Proclaim the gospel in season and out of season, and it does seem to be out of season as far as the world is concerned.  That makes it the perfect season for the one who has a heart to take God’s light into the darkness.

Make no mistake; this insanity that surrounds us is darkness.

What are we to do?

It is time to Christian Up!  That’s right; it is the old when the going gets tough the tough get going spiel.  But it happens to be right on target. 

It is time to bring light to a dark world, not in words of condemnation but in invitations of hope.  It is time to call this nation—that can be great again—to repent and come back to God.

We can be great again not because of whom we elect but because the people will come back to God.  God’s love does not fail.  He does not changeHis heart desires us to come to him and enjoy the relationship with him and each other that he planned for us from the very beginning.

We should never be surprised when the world behaves as the world.  It is, after all, the world.  We must be vigilant and press on towards the goal of taking the good news to everyone that we can, connecting those who have received Christ but don’t participate in the work of the body of Christ with a family of faith, and disciple those who do come in the doctrine of love—the royal law.

From a military perspective, we might classify the world as a target rich environment.  Look in any direction and we who follow Jesus have plenty of opportunities to do his will and bring glory to his name.

I would like to think that America will not only survive as a nation but once again be a godly beacon for the world, the land of hope, and one that puts God before self in all things.

Whether we can reclaim what was once pure and noble in this nation is at stake and the outcome uncertain.  What is very much certain is the call for every man, woman, and child who follows Jesus to live up to our calling right now.

Let’s be the light of the world and lead people to Christ.

Let’s be the salt of the earth and give people a taste of God’s goodness in their every encounter with us.

Let’s not forsake gathering together and worshiping God.

Let’s love one another.

Let’s pick up our cross every day and truly follow Jesus.

It is time to Christian Up and lead this nation to God one person and one family at a time.  So get off of your phone or your tablet or your computer and go be God’s love with your neighbor.  Share the gospel.  Invite them to gather with you and others who are learning what it is to follow Jesus.

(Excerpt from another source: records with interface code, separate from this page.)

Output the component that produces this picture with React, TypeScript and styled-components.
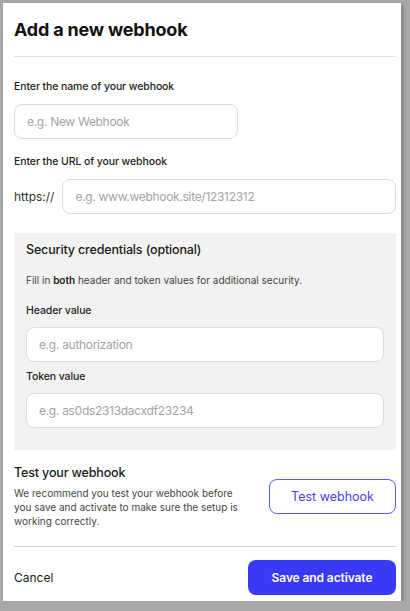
import styled, { createGlobalStyle } from 'styled-components'

const GlobalStyle = createGlobalStyle`
	html, body {
		margin: 0;
		padding: 0;
		background: #a7a7a7;
		font-family: "Inter", "Noto Sans", sans-serif;
		color: #1c1c1c;
	}
	* {
		box-sizing: border-box;
	}
`

const Modal = styled.div`
	width: 398px;
	height: 598px;
	margin: 3px 0 0 3px;
	padding: 15px 5px 6px 11px;
	background: #ffffff;
	box-shadow: 2px 2px 4px rgba(0, 0, 0, 0.25);
	display: flex;
	flex-direction: column;
`
const Title = styled.h1`
	margin: 0 0 14px;
	font-size: 18px;
	line-height: 24px;
	font-weight: 700;
	letter-spacing: -0.2px;
	color: #111;
`
const Divider = styled.hr<{ $tone?: string }>`
	margin: 0;
	border: none;
	height: 1px;
	background: ${p => p.$tone || '#e3e3e3'};
`
const Label = styled.label<{ $top?: number }>`
	display: block;
	margin-top: ${p => p.$top ?? 0}px;
	font-size: 10.5px;
	line-height: 14px;
	font-weight: 500;
	letter-spacing: -0.1px;
	color: #1e1e1e;
`
const Input = styled.input<{ $width?: string; $top?: number }>`
	display: block;
	width: ${p => p.$width || '100%'};
	height: 35px;
	margin-top: ${p => p.$top ?? 9}px;
	padding: 0 12px;
	border: 1px solid #dcdcdc;
	border-radius: 8px;
	background: #fff;
	font-family: inherit;
	font-size: 12px;
	letter-spacing: -0.3px;
	color: #222;
	outline: none;

	&::placeholder {
		color: #a3a3a3;
	}
`
const UrlRow = styled.div`
	display: flex;
	align-items: center;
	gap: 8px;
	margin-top: 10px;

	span {
		font-size: 12px;
		color: #333;
	}
	input {
		flex: 1;
		margin-top: 0;
	}
`
const Credentials = styled.section`
	margin-top: 19px;
	padding: 9px 12px 22px;
	background: #f2f2f2;
`
const SectionTitle = styled.h2`
	margin: 0;
	font-size: 12.5px;
	line-height: 16px;
	font-weight: 500;
	letter-spacing: -0.15px;
	color: #1a1a1a;
`
const Hint = styled.p`
	margin: 15px 0 0;
	font-size: 10px;
	line-height: 14px;
	color: #444;

	b {
		font-weight: 600;
		color: #1a1a1a;
	}
`
const TestRow = styled.div`
	display: flex;
	align-items: center;
	justify-content: space-between;
	margin-top: 15px;
	margin-bottom: 18px;
`
const TestText = styled.div`
	width: 236px;

	p {
		margin: 5px 0 0;
		font-size: 10px;
		line-height: 14px;
		color: #454545;
	}
`
const Button = styled.button`
	height: 35px;
	border-radius: 8px;
	font-family: inherit;
	font-size: 12px;
	cursor: pointer;
`
const OutlineButton = styled(Button)`
	width: 127px;
	border: 1px solid #5a5af2;
	background: #fff;
	color: #4d3fe6;
	font-size: 12.5px;
	font-weight: 400;
`
const PrimaryButton = styled(Button)`
	width: 148px;
	border: none;
	background: #3a3af6;
	color: #fff;
	font-weight: 600;
	letter-spacing: -0.1px;
`
const Footer = styled.div`
	display: flex;
	align-items: center;
	justify-content: space-between;
	margin-top: 13px;
`
const CancelLink = styled.a`
	font-size: 12px;
	color: #1a1a1a;
	cursor: pointer;
`

const App = () => {
	return (
		<>
			<GlobalStyle />
			<Modal>
				<Title>Add a new webhook</Title>
				<Divider />

				<Label $top={23}>Enter the name of your webhook</Label>
				<Input $width="224px" $top={10} placeholder="e.g. New Webhook" />

				<Label $top={16}>Enter the URL of your webhook</Label>
				<UrlRow>
					<span>https://</span>
					<Input placeholder="e.g. www.webhook.site/12312312" />
				</UrlRow>

				<Credentials>
					<SectionTitle>Security credentials (optional)</SectionTitle>
					<Hint>Fill in <b>both</b> header and token values for additional security.</Hint>
					<Label $top={17}>Header value</Label>
					<Input placeholder="e.g. authorization" />
					<Label $top={8}>Token value</Label>
					<Input placeholder="e.g. as0ds2313dacxdf23234" />
				</Credentials>

				<TestRow>
					<TestText>
						<SectionTitle>Test your webhook</SectionTitle>
						<p>We recommend you test your webhook before you save and activate to make sure the setup is working correctly.</p>
					</TestText>
					<OutlineButton>Test webhook</OutlineButton>
				</TestRow>

				<Divider $tone="#cfcfcf" />

				<Footer>
					<CancelLink>Cancel</CancelLink>
					<PrimaryButton>Save and activate</PrimaryButton>
				</Footer>
			</Modal>
		</>
	);
};

export default App;
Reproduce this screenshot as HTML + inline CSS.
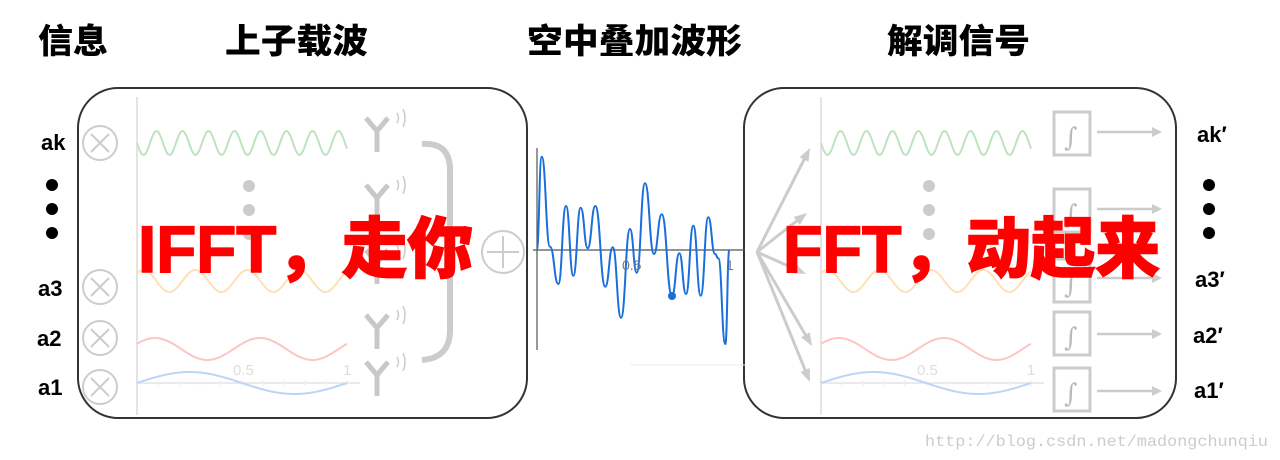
<!DOCTYPE html>
<html><head><meta charset="utf-8"><style>
html,body{margin:0;padding:0;background:#fff;width:1280px;height:460px;overflow:hidden}
svg{display:block}
.h{font-family:"Liberation Sans","Noto Sans CJK SC",sans-serif;font-weight:900;font-size:34px;fill:#000}
.l{font-family:"Liberation Sans",sans-serif;font-weight:bold;font-size:22px;fill:#000}
.big{font-family:"Liberation Sans","Noto Sans CJK SC",sans-serif;font-weight:900;font-size:66px;fill:#f00;stroke:#f00;stroke-width:1.5}
.t{font-family:"Liberation Sans",sans-serif;font-size:15px;fill:#ddd}
</style></head><body>
<svg id="s" width="1280" height="460" viewBox="0 0 1280 460">
<text class="h" x="38" y="53" textLength="70" lengthAdjust="spacingAndGlyphs">信息</text>
<text class="h" x="225" y="53" textLength="143" lengthAdjust="spacingAndGlyphs">上子载波</text>
<text class="h" x="527" y="53" textLength="215" lengthAdjust="spacingAndGlyphs">空中叠加波形</text>
<text class="h" x="887" y="53" textLength="143" lengthAdjust="spacingAndGlyphs">解调信号</text>

<rect x="78" y="88" width="449" height="330" rx="40" fill="none" stroke="#333" stroke-width="2"/>
<rect x="744" y="88" width="432" height="330" rx="40" fill="none" stroke="#333" stroke-width="2"/>

<g id="left"></g>
<g id="right"></g>

<text class="l" x="41" y="150">ak</text>
<circle cx="52" cy="185" r="6"/><circle cx="52" cy="209" r="6"/><circle cx="52" cy="233" r="6"/>
<text class="l" x="38" y="296">a3</text>
<text class="l" x="37" y="346">a2</text>
<text class="l" x="38" y="395">a1</text>
<g fill="none" stroke="#ccc" stroke-width="2">
<circle cx="100" cy="143" r="17"/><path d="M91 134L109 152M109 134L91 152"/>
<circle cx="100" cy="287" r="17"/><path d="M91 278L109 296M109 278L91 296"/>
<circle cx="100" cy="338" r="17"/><path d="M91 329L109 347M109 329L91 347"/>
<circle cx="100" cy="387" r="17"/><path d="M91 378L109 396M109 378L91 396"/>
<circle cx="503" cy="252" r="21"/><path d="M503 236V268M487 252H519"/>
<path d="M422 144Q450 142 450 170V330Q450 358 422 360" stroke-width="6"/>
</g>
<g fill="#ccc"><circle cx="249" cy="186" r="6"/><circle cx="249" cy="210" r="6"/><circle cx="249" cy="234" r="6"/>
<circle cx="929" cy="186" r="6"/><circle cx="929" cy="210" r="6"/><circle cx="929" cy="234" r="6"/></g>

<g stroke="#555" stroke-width="1.2" fill="none">
<path d="M537 148V350M533 250H745"/>
</g>
<path d="M630 365H745" stroke="#eee"/>
<path id="mid" fill="none" stroke="#1a6fdc" stroke-width="2"/>
<circle cx="672" cy="296" r="4" fill="#1a6fdc"/>
<text x="622" y="270" font-family="Liberation Sans" font-size="14" fill="#777">0.5</text>
<text x="726" y="270" font-family="Liberation Sans" font-size="14" fill="#777">1</text>

<text class="l" x="1197" y="142">ak′</text>
<circle cx="1209" cy="185" r="6"/><circle cx="1209" cy="209" r="6"/><circle cx="1209" cy="233" r="6"/>
<text class="l" x="1195" y="287">a3′</text>
<text class="l" x="1193" y="343">a2′</text>
<text class="l" x="1194" y="398">a1′</text>

<text class="big" x="138" y="272" textLength="335" lengthAdjust="spacingAndGlyphs">IFFT，走你</text>
<text class="big" x="783" y="272" textLength="377" lengthAdjust="spacingAndGlyphs">FFT，动起来</text>

<text x="925" y="446" font-family="Liberation Mono,monospace" font-size="16" fill="#ccc" textLength="343" lengthAdjust="spacingAndGlyphs">http://blog.csdn.net/madongchunqiu</text>
</svg>
<script>
var NS="http://www.w3.org/2000/svg";
function el(p,t,a){var e=document.createElementNS(NS,t);for(var k in a)e.setAttribute(k,a[k]);p.appendChild(e);return e;}
function wave(x0,x1,yc,A,per,phase){var d="";for(var x=x0;x<=x1;x+=1){var y=yc-A*Math.sin(2*Math.PI*(x-x0)/per+phase);d+=(x==x0?"M":"L")+x+" "+y.toFixed(1);}return d;}
function panel(g,ox){
 el(g,"path",{d:"M"+ox+" 97V415",stroke:"#e4e4e4","stroke-width":2,fill:"none"});
 el(g,"path",{d:"M"+ox+" 383H"+(ox+223),stroke:"#e4e4e4","stroke-width":1.5,fill:"none"});
 for(var i=1;i<=10;i++)el(g,"path",{d:"M"+(ox+i*21)+" 380V386",stroke:"#eee"});
 el(g,"path",{d:wave(ox,ox+210,143,12,26,Math.PI),stroke:"#bfe3bf","stroke-width":2,fill:"none"});
 el(g,"path",{d:wave(ox,ox+210,281,11,52,0.8),stroke:"#ffe0b3","stroke-width":2,fill:"none"});
 el(g,"path",{d:wave(ox,ox+210,349,11,105,0.5),stroke:"#ffc4c4","stroke-width":2,fill:"none"});
 el(g,"path",{d:wave(ox,ox+210,383,11,210,0),stroke:"#bcd5f5","stroke-width":2,fill:"none"});
 var t=el(g,"text",{x:ox+96,y:375,"class":"t"});t.textContent="0.5";
 t=el(g,"text",{x:ox+206,y:375,"class":"t"});t.textContent="1";
}
var L=document.getElementById("left"),R=document.getElementById("right");
panel(L,137);panel(R,821);
[118,185,250,315,362].forEach(function(y){
 el(L,"path",{d:"M366 "+y+"L377 "+(y+13)+"L388 "+y+"M377 "+(y+13)+"V"+(y+34),stroke:"#c8c8c8","stroke-width":5,fill:"none"});
 el(L,"path",{d:"M397 "+(y-5)+"q3 5 0 10M403 "+(y-9)+"q4 9 0 18",stroke:"#ccc","stroke-width":1.5,fill:"none"});
});
[[810,148],[807,213],[806,274],[812,346],[810,382]].forEach(function(p){
 var dx=p[0]-757,dy=p[1]-252,len=Math.sqrt(dx*dx+dy*dy),ux=dx/len,uy=dy/len;
 el(R,"path",{d:"M757 252L"+(p[0]-ux*6)+" "+(p[1]-uy*6),stroke:"#ccc","stroke-width":3,fill:"none"});
 var bx=p[0]-ux*13,by=p[1]-uy*13;
 el(R,"path",{d:"M"+p[0]+" "+p[1]+"L"+(bx-uy*5)+" "+(by+ux*5)+"L"+(bx+uy*5)+" "+(by-ux*5)+"Z",fill:"#ccc"});
});
[[112,132],[189,209],[259,278],[312,334],[368,391]].forEach(function(p){
 el(R,"rect",{x:1054,y:p[0],width:36,height:43,fill:"#fff","fill-opacity":0.6,stroke:"#ccc","stroke-width":3});
 var t=el(R,"text",{x:1064,y:p[0]+34,"font-family":"DejaVu Serif,serif","font-size":"26",fill:"#bbb"});t.textContent="∫";
 el(R,"path",{d:"M1097 "+p[1]+"H1158",stroke:"#ccc","stroke-width":2.5});
 el(R,"path",{d:"M1152 "+(p[1]-5)+"L1162 "+p[1]+"L1152 "+(p[1]+5)+"Z",fill:"#ccc"});
});
var pts=[[536.7,250],[541.7,156.7],[550,246.7],[558.3,284],[566,206],[573.3,275.7],[580.7,207.7],[587.7,248.3],[595.3,206],[605.3,286.7],[612.7,247.3],[621,317.7],[630,229],[636.7,272.7],[645,183.3],[654,254],[661.7,214.3],[672,295.7],[679.3,253.3],[686,294],[693.3,225.7],[700.7,295.7],[708.3,217.3],[715,254],[718.3,258.3],[725.3,344],[729.3,250]];
var d="M"+pts[0][0]+" "+pts[0][1];
for(var i=1;i<pts.length;i++){var a=pts[i-1],b=pts[i],m=(a[0]+b[0])/2;d+="C"+m+" "+a[1]+" "+m+" "+b[1]+" "+b[0]+" "+b[1];}
document.getElementById("mid").setAttribute("d",d);
</script>
</body></html>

Go into this crazy world and be God’s love!




Friday, February 19, 2016

Are you ready?

The world seems to have gone off the deep end and none of our political candidates offer any real hope.  The economy is unpredictable at best.  Are we a land of opportunity or a country that constructs walls?  Here’s the real kicker—we have it better here than in most of the world and we think we think things are terrible.

Do you ever wonder if God sometimes just shakes his head, says whatever and is ready to walk away and leave us to our certain, self-inflicted demise?

Who could blame him?

But he doesn’t.  He is the one constant in a universe of variables.  He is love and his love is still there for us.

He invites us to come to him through Christ Jesus and be holy and blameless before him, not because of something that we must do, but because of his great love for us.  God did everything needed to make us holy and blameless, totally forgiven, and full of purpose and abundance.  He did this in the blood of Christ Jesus.

He invites us to accept this gift and in response to live for him.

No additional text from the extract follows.